CLOCK_MONOTONIC_RAW is not yet available on our official build platform (OEL5.5) so we have to allow for that in the build. I also found that CLOCK_MONOTONIC_RAW is not supported for use with pthread_cond_t condition variables so we will have to continue to use CLOCK_MONOTONIC for that case. This mixing of the two clocks should not be an issue as we only use them for elapsed/relative time, and never need to compare their actual values (which on my test system differ by ~3 seconds!). In doing so we do assume that the two clocks advance at the same rate, so that, for example, we can use nanoTime (CLOCK_MONOTONIC_RAW) to see whether a relative timed-wait (Object.wait/Condition.await/LockSupport.park) blocks for the expected time. Of course it also means that we will now be able to detect an early return from such a timed-wait if CLOCK_MONOTONIC was adjusted forwards (it is never adjusted backwards). The glibc bug for lack of CLOCK_MONOTONIC_RAW support is: https://bugzilla.redhat.com/show_bug.cgi?id=879128 (filed Nov 2012) Unfortunately it has been closed as a duplicate of the non-public: https://bugzilla.redhat.com/show_bug.cgi?id=879129

Another unfortunate aspect here is that accessing CLOCK_MONOTONIC_RAW is at least 4x slower than CLOCK_MONOTONIC - the reason for this seems a surprising mystery. There is an excellent article on Linux clock sources ettc here: http://btorpey.github.io/blog/2014/02/18/clock-sources-in-linux/ Dave Dice had also reported similar findings a year earlier. So are we concerned that changing the clock used for nanoTime might slow it down by a factor of 4 or worse?
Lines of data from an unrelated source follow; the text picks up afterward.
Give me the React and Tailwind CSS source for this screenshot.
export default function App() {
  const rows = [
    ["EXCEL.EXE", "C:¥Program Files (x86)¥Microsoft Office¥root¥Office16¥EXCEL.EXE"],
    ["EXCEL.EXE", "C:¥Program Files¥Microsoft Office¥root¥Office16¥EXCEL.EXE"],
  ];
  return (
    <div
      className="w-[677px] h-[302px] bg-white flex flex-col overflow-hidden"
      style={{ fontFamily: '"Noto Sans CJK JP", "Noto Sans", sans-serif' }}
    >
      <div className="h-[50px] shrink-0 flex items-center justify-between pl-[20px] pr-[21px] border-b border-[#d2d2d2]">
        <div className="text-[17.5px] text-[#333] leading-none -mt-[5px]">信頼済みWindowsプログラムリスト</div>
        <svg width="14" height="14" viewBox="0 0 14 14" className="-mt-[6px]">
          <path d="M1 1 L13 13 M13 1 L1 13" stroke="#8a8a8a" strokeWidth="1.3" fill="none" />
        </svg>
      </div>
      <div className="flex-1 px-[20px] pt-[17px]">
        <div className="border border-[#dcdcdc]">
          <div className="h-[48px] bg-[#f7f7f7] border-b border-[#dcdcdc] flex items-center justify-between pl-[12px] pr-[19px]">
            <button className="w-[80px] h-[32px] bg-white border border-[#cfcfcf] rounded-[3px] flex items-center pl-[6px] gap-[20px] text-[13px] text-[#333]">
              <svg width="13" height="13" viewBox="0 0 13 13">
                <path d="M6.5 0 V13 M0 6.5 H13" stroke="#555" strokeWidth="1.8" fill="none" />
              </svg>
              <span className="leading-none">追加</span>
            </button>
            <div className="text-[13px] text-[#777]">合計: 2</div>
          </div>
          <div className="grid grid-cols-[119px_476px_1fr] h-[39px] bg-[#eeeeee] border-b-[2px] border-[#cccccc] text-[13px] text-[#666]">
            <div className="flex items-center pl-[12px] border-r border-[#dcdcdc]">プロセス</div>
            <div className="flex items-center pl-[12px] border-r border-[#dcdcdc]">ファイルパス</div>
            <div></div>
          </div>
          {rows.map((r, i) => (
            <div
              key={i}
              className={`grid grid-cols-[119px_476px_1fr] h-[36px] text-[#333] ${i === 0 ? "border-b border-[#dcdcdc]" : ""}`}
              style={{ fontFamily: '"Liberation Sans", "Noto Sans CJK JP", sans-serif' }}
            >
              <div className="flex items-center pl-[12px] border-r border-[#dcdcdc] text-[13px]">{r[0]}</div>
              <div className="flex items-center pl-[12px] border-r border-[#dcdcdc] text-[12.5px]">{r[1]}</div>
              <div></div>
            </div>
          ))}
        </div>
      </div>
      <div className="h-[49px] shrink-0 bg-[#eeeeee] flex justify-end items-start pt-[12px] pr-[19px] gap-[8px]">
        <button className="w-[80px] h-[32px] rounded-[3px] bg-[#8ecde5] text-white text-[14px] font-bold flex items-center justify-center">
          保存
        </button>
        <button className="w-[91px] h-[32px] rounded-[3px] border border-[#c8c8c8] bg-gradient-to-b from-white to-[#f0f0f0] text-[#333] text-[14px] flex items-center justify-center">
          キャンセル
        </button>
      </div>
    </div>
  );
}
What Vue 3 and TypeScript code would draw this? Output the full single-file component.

Investigating availability of CLOCK_MONOTONIC_RAW on our build and test systems.

Actually this should be doable now similar to how we handle other issues where the build platform may not have the desired support but the runtime platform does. We would have to #define CLOCK_MONOTONIC_RAW as per the linux headers and at runtime check to see if it is available.